→ Stated goal
Please retype the records below exactly, leaving out any pictures.

[Entries with page source code]

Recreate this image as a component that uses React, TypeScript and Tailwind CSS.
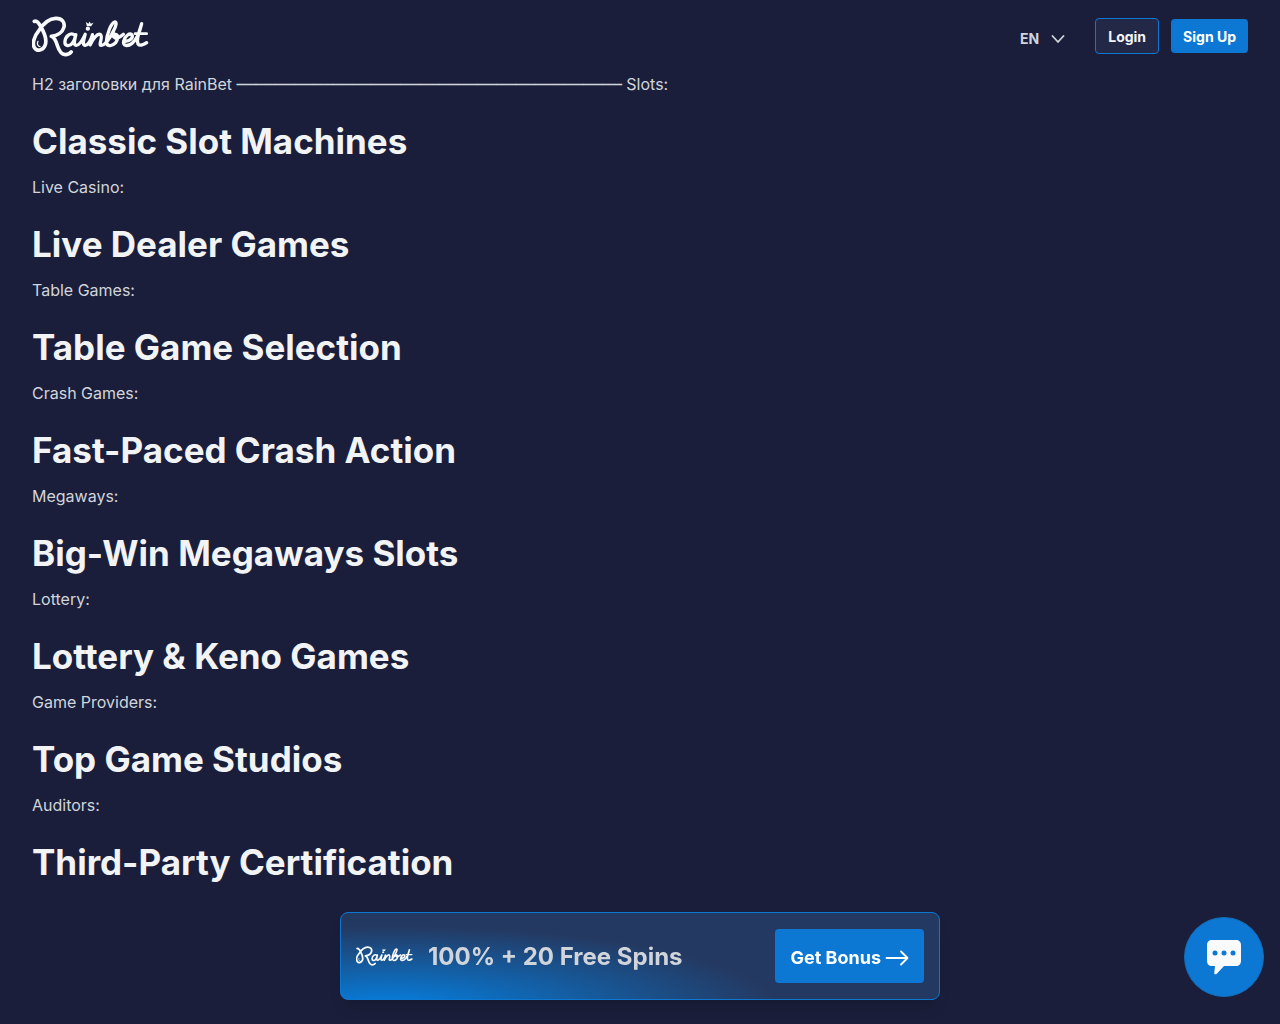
import React from "react";

const sections = [
  { heading: "Classic Slot Machines", next: "Live Casino:" },
  { heading: "Live Dealer Games", next: "Table Games:" },
  { heading: "Table Game Selection", next: "Crash Games:" },
  { heading: "Fast-Paced Crash Action", next: "Megaways:" },
  { heading: "Big-Win Megaways Slots", next: "Lottery:" },
  { heading: "Lottery & Keno Games", next: "Game Providers:" },
  { heading: "Top Game Studios", next: "Auditors:" },
  { heading: "Third-Party Certification", next: "" },
];

function Logo({ className }: { className: string }) {
  return (
    <svg
      className={className}
      viewBox="36 31 352 123"
      fill="none"
      stroke="#f8fafc"
      strokeWidth="10"
      strokeLinecap="round"
      strokeLinejoin="round"
      role="img"
      aria-label="Rainbet"
    >
      <path d="M43 47C50 43 57 52 63 64C74 83 82 105 75 120C69 135 51 138 44 127C35 114 43 91 57 74C70 54 87 39 107 38C126 37 136 50 132 65C128 80 112 90 94 92C102 94 107 103 112 119C117 135 124 147 136 147C145 147 151 143 154 139" strokeWidth="11" />
      <path d="M54 107C50 115 53 122 60 123" strokeWidth="4" />
      <path d="M165 89C152 77 136 93 135 108C134 122 149 124 158 112C164 104 166 97 168 87C164 104 160 119 169 119C180 119 190 99 196 86C192 101 186 120 196 119C207 117 214 100 218 87L211 118C218 100 234 81 242 87C251 94 235 118 244 119C255 120 271 98 281 76C290 58 292 48 284 49C273 52 261 89 260 106C259 123 276 124 287 112C295 101 297 88 287 86C281 85 278 92 285 96C295 101 305 91 311 86" />
      <path d="M316 107C330 106 341 97 337 88C332 79 315 91 312 106C308 122 324 123 337 113C350 103 361 76 366 54C356 82 351 106 355 115C360 122 373 117 381 111" />
      <path d="M346 84H381" strokeWidth="8" />
      <circle cx="204" cy="69" r="6.500" fill="#f8fafc" stroke="none" />
      <path d="M201 61L198 49L206 54L209 47L213 54L221 51L214 62Z" fill="#f8fafc" stroke="none" />
    </svg>
  );
}

export default function App() {
  return (
    <div className="min-h-screen bg-[#1a1e3a] font-['Inter',sans-serif] text-[#d1d5db]">
      <header className="flex h-[72px] items-center justify-between px-8">
        <a href="#" aria-label="Rainbet home">
          <Logo className="h-[41px] w-[117px]" />
        </a>
        <nav className="flex items-center text-sm font-bold" aria-label="Account">
          <button className="mt-1.5 mr-[30px] flex items-center gap-3">
            EN
            <svg className="h-2 w-3.5" viewBox="0 0 14 8" fill="none" stroke="currentColor" strokeWidth="1.8" strokeLinecap="round" strokeLinejoin="round" aria-hidden="true">
              <path d="M1.500 1L7 7L12.500 1" />
            </svg>
          </button>
          <button className="mr-3 h-9 rounded border border-[#0d78d3] bg-[#232846] px-3 pt-0.5 text-gray-100">Login</button>
          <button className="h-[34px] rounded bg-[#0d78d3] px-3 pt-0.5 text-white">Sign Up</button>
        </nav>
      </header>

      <main className="px-8 text-base leading-6">
        <p>
          H2 заголовки для RainBet{" "}
          <span className="font-['DejaVu_Sans',sans-serif] leading-none">{"─".repeat(40)}</span>
          {" "}Slots:
        </p>
        {sections.map((section) => (
          <section key={section.heading}>
            <h2 className="pt-[25px] pb-[13px] text-[35px] leading-[41px] font-bold text-[#f1f3f5]">{section.heading}</h2>
            <p className="min-h-6">{section.next}</p>
          </section>
        ))}
      </main>

      <aside className="fixed inset-x-4 bottom-6 mx-auto flex h-[88px] max-w-[600px] items-center rounded-lg border border-[#0d78d3] bg-[#243961] bg-[radial-gradient(ellipse_65%_95%_at_8%_110%,#0879d4_0%,#0879d4_10%,transparent_100%)] px-[15px] shadow-lg">
        <Logo className="h-5 w-[57px] shrink-0" />
        <strong className="ml-[15px] pt-0.5 text-2xl font-bold">100% + 20 Free Spins</strong>
        <a href="#" className="ml-auto flex h-[54px] items-center gap-1 rounded bg-[#0d78d3] px-[15px] pt-1 text-lg font-bold text-white">
          Get Bonus
          <svg className="h-4 w-6" viewBox="0 0 24 16" fill="none" stroke="currentColor" strokeWidth="1.8" strokeLinecap="round" strokeLinejoin="round" aria-hidden="true">
            <path d="M1.500 8H22M16 1.500L22.500 8L16 14.500" />
          </svg>
        </a>
      </aside>

      <button className="fixed right-4 bottom-[27px] flex size-20 items-center justify-center rounded-full border border-[#176cb4] bg-[#0d78d3]" aria-label="Open chat">
        <svg className="h-[35px] w-[34px]" viewBox="0 0 34 35" aria-hidden="true">
          <path d="M5 0H29C32 0 34 2 34 5V21C34 24 32 26 29 26H17L10 33.500C8.500 35 7 34.500 7.300 32.500L8 26H5C2 26 0 24 0 21V5C0 2 2 0 5 0Z" fill="#f8fafc" />
          <g fill="#0d78d3">
            <circle cx="8" cy="13" r="2.500" />
            <circle cx="17" cy="13" r="2.500" />
            <circle cx="26" cy="13" r="2.500" />
          </g>
        </svg>
      </button>
    </div>
  );
}
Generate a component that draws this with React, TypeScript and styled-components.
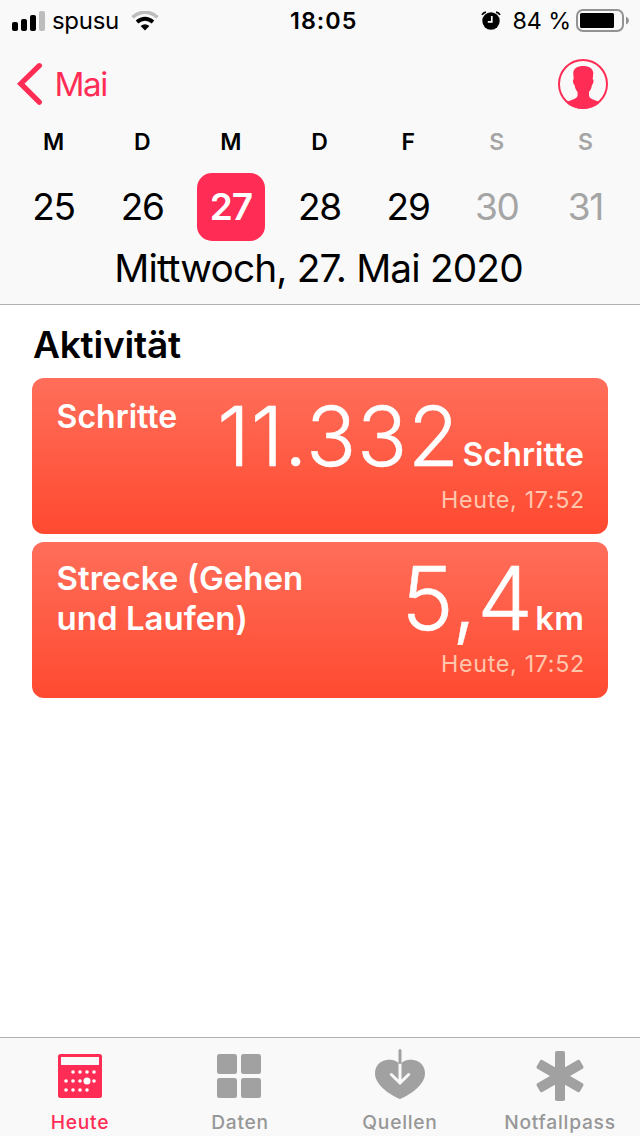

→ Output
Recreate this image as a component that uses React, TypeScript and Tailwind CSS.
import React from "react";

const sections = [
  { heading: "Classic Slot Machines", next: "Live Casino:" },
  { heading: "Live Dealer Games", next: "Table Games:" },
  { heading: "Table Game Selection", next: "Crash Games:" },
  { heading: "Fast-Paced Crash Action", next: "Megaways:" },
  { heading: "Big-Win Megaways Slots", next: "Lottery:" },
  { heading: "Lottery & Keno Games", next: "Game Providers:" },
  { heading: "Top Game Studios", next: "Auditors:" },
  { heading: "Third-Party Certification", next: "" },
];

function Logo({ className }: { className: string }) {
  return (
    <svg
      className={className}
      viewBox="36 31 352 123"
      fill="none"
      stroke="#f8fafc"
      strokeWidth="10"
      strokeLinecap="round"
      strokeLinejoin="round"
      role="img"
      aria-label="Rainbet"
    >
      <path d="M43 47C50 43 57 52 63 64C74 83 82 105 75 120C69 135 51 138 44 127C35 114 43 91 57 74C70 54 87 39 107 38C126 37 136 50 132 65C128 80 112 90 94 92C102 94 107 103 112 119C117 135 124 147 136 147C145 147 151 143 154 139" strokeWidth="11" />
      <path d="M54 107C50 115 53 122 60 123" strokeWidth="4" />
      <path d="M165 89C152 77 136 93 135 108C134 122 149 124 158 112C164 104 166 97 168 87C164 104 160 119 169 119C180 119 190 99 196 86C192 101 186 120 196 119C207 117 214 100 218 87L211 118C218 100 234 81 242 87C251 94 235 118 244 119C255 120 271 98 281 76C290 58 292 48 284 49C273 52 261 89 260 106C259 123 276 124 287 112C295 101 297 88 287 86C281 85 278 92 285 96C295 101 305 91 311 86" />
      <path d="M316 107C330 106 341 97 337 88C332 79 315 91 312 106C308 122 324 123 337 113C350 103 361 76 366 54C356 82 351 106 355 115C360 122 373 117 381 111" />
      <path d="M346 84H381" strokeWidth="8" />
      <circle cx="204" cy="69" r="6.500" fill="#f8fafc" stroke="none" />
      <path d="M201 61L198 49L206 54L209 47L213 54L221 51L214 62Z" fill="#f8fafc" stroke="none" />
    </svg>
  );
}

export default function App() {
  return (
    <div className="min-h-screen bg-[#1a1e3a] font-['Inter',sans-serif] text-[#d1d5db]">
      <header className="flex h-[72px] items-center justify-between px-8">
        <a href="#" aria-label="Rainbet home">
          <Logo className="h-[41px] w-[117px]" />
        </a>
        <nav className="flex items-center text-sm font-bold" aria-label="Account">
          <button className="mt-1.5 mr-[30px] flex items-center gap-3">
            EN
            <svg className="h-2 w-3.5" viewBox="0 0 14 8" fill="none" stroke="currentColor" strokeWidth="1.8" strokeLinecap="round" strokeLinejoin="round" aria-hidden="true">
              <path d="M1.500 1L7 7L12.500 1" />
            </svg>
          </button>
          <button className="mr-3 h-9 rounded border border-[#0d78d3] bg-[#232846] px-3 pt-0.5 text-gray-100">Login</button>
          <button className="h-[34px] rounded bg-[#0d78d3] px-3 pt-0.5 text-white">Sign Up</button>
        </nav>
      </header>

      <main className="px-8 text-base leading-6">
        <p>
          H2 заголовки для RainBet{" "}
          <span className="font-['DejaVu_Sans',sans-serif] leading-none">{"─".repeat(40)}</span>
          {" "}Slots:
        </p>
        {sections.map((section) => (
          <section key={section.heading}>
            <h2 className="pt-[25px] pb-[13px] text-[35px] leading-[41px] font-bold text-[#f1f3f5]">{section.heading}</h2>
            <p className="min-h-6">{section.next}</p>
          </section>
        ))}
      </main>

      <aside className="fixed inset-x-4 bottom-6 mx-auto flex h-[88px] max-w-[600px] items-center rounded-lg border border-[#0d78d3] bg-[#243961] bg-[radial-gradient(ellipse_65%_95%_at_8%_110%,#0879d4_0%,#0879d4_10%,transparent_100%)] px-[15px] shadow-lg">
        <Logo className="h-5 w-[57px] shrink-0" />
        <strong className="ml-[15px] pt-0.5 text-2xl font-bold">100% + 20 Free Spins</strong>
        <a href="#" className="ml-auto flex h-[54px] items-center gap-1 rounded bg-[#0d78d3] px-[15px] pt-1 text-lg font-bold text-white">
          Get Bonus
          <svg className="h-4 w-6" viewBox="0 0 24 16" fill="none" stroke="currentColor" strokeWidth="1.8" strokeLinecap="round" strokeLinejoin="round" aria-hidden="true">
            <path d="M1.500 8H22M16 1.500L22.500 8L16 14.500" />
          </svg>
        </a>
      </aside>

      <button className="fixed right-4 bottom-[27px] flex size-20 items-center justify-center rounded-full border border-[#176cb4] bg-[#0d78d3]" aria-label="Open chat">
        <svg className="h-[35px] w-[34px]" viewBox="0 0 34 35" aria-hidden="true">
          <path d="M5 0H29C32 0 34 2 34 5V21C34 24 32 26 29 26H17L10 33.500C8.500 35 7 34.500 7.300 32.500L8 26H5C2 26 0 24 0 21V5C0 2 2 0 5 0Z" fill="#f8fafc" />
          <g fill="#0d78d3">
            <circle cx="8" cy="13" r="2.500" />
            <circle cx="17" cy="13" r="2.500" />
            <circle cx="26" cy="13" r="2.500" />
          </g>
        </svg>
      </button>
    </div>
  );
}
Generate a component that draws this with React, TypeScript and styled-components.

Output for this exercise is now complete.